I am indebted to many people who in different capacities and at different stages have helped bring this book to completion. The anonymous reviewers of the earlier drafts provided valuable comments and suggestions that involved two rounds of substantial revisions. In Tunisia, Professor Souad Halila and her family kindly hosted and facilitated a wonderful evening of discussion with a number of Tunisian intellectuals and academics. Habib Ayeb was most gracious in offering his intellectual insights as well as practical guidance during my research work in Tunisia. I also thank the numerous Tunisian activists and observers who generously shared their perspectives on the events, in particular Mabrouk Jebahi, Abdel-Haqq Zammouri, Mehdi Barghoumi, Nadia Marzouki, and Tareq Kahlawi, as well as Reda, Rasha, Fadwa, Delal, and many others. I thank Ozgur Gokman, who beyond translating my works into Turkish has supplied me with valuable ideas and sources on Turkish politics. In Egypt, I have benefited much from the support and insights of many friends and colleagues directly or through their writings; I am particularly appreciative of Ahmed Zayed, Hosam Bahjat, Omnia Khalil, Khaled Fahmi, Gamal Eid, Ala Abdel-Fattah, Abdelrahman Mansour, Samah Naguib, Rabab El-Mahdi, Ali El-Regal, Samia Mehrez, Mona Abaza, Hanan Sabea, Saad Eddin Ibrahim, Hani Shukrallah, Lina Ataallah, Hosam Hamalawi, Mustapha El-Sayyid, Reem Saad, Malak Roshdi, Hoda Sadda, Heba Rauf, Yahya Shawkat, Alia Mosallam, Nicholas Hopkins, Omar Nejati, Abdallah Erfan, Mona Seif, and Mohammed al-Arabi, to name only a few.

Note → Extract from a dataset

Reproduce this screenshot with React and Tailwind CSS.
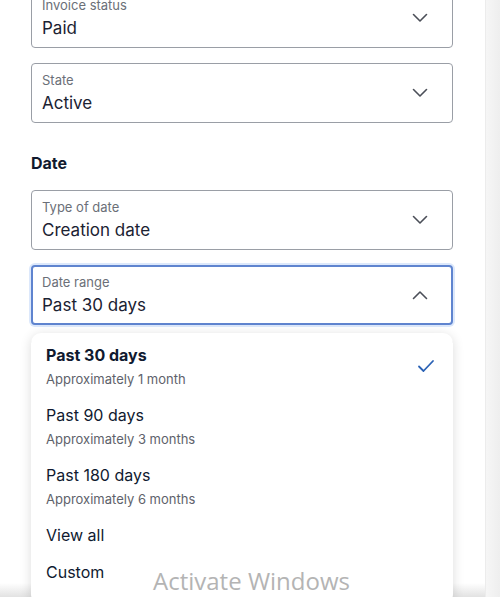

The Department of Sociology at the University of Illinois at Urbana–Champaign and the College of Liberal Arts and Sciences where I teach remain avid supporters of faculty research and writing. I am grateful to them for their support and encouragement while I worked on this book. I especially appreciate Antoinette Burton for her professional guidance and intellectual engagement. Some of the themes raised in this book were discussed with inspiring students in my graduate seminars, where they helped sharpen some of the arguments. I have been especially fortunate to have Heba Khalil as my student and research assistant. Heba has helped significantly both intellectually and in alerting me to relevant ideas and information. Her knowledge of Egypt together with Ahmed Elowfi’s visions on the Persian Gulf States made possible lively discussions about the revolutions in the region. Kate Wahl, my editor at Stanford University Press, has consistently shown that her critical comments and counsel always benefit the outcome; I am grateful to Kate for not giving up. Finally, and as always, I am most indebted to my family, Linda, Shiva and Tara, for continuous love, intellectual engagement, and moral support without which this project might have a different destiny.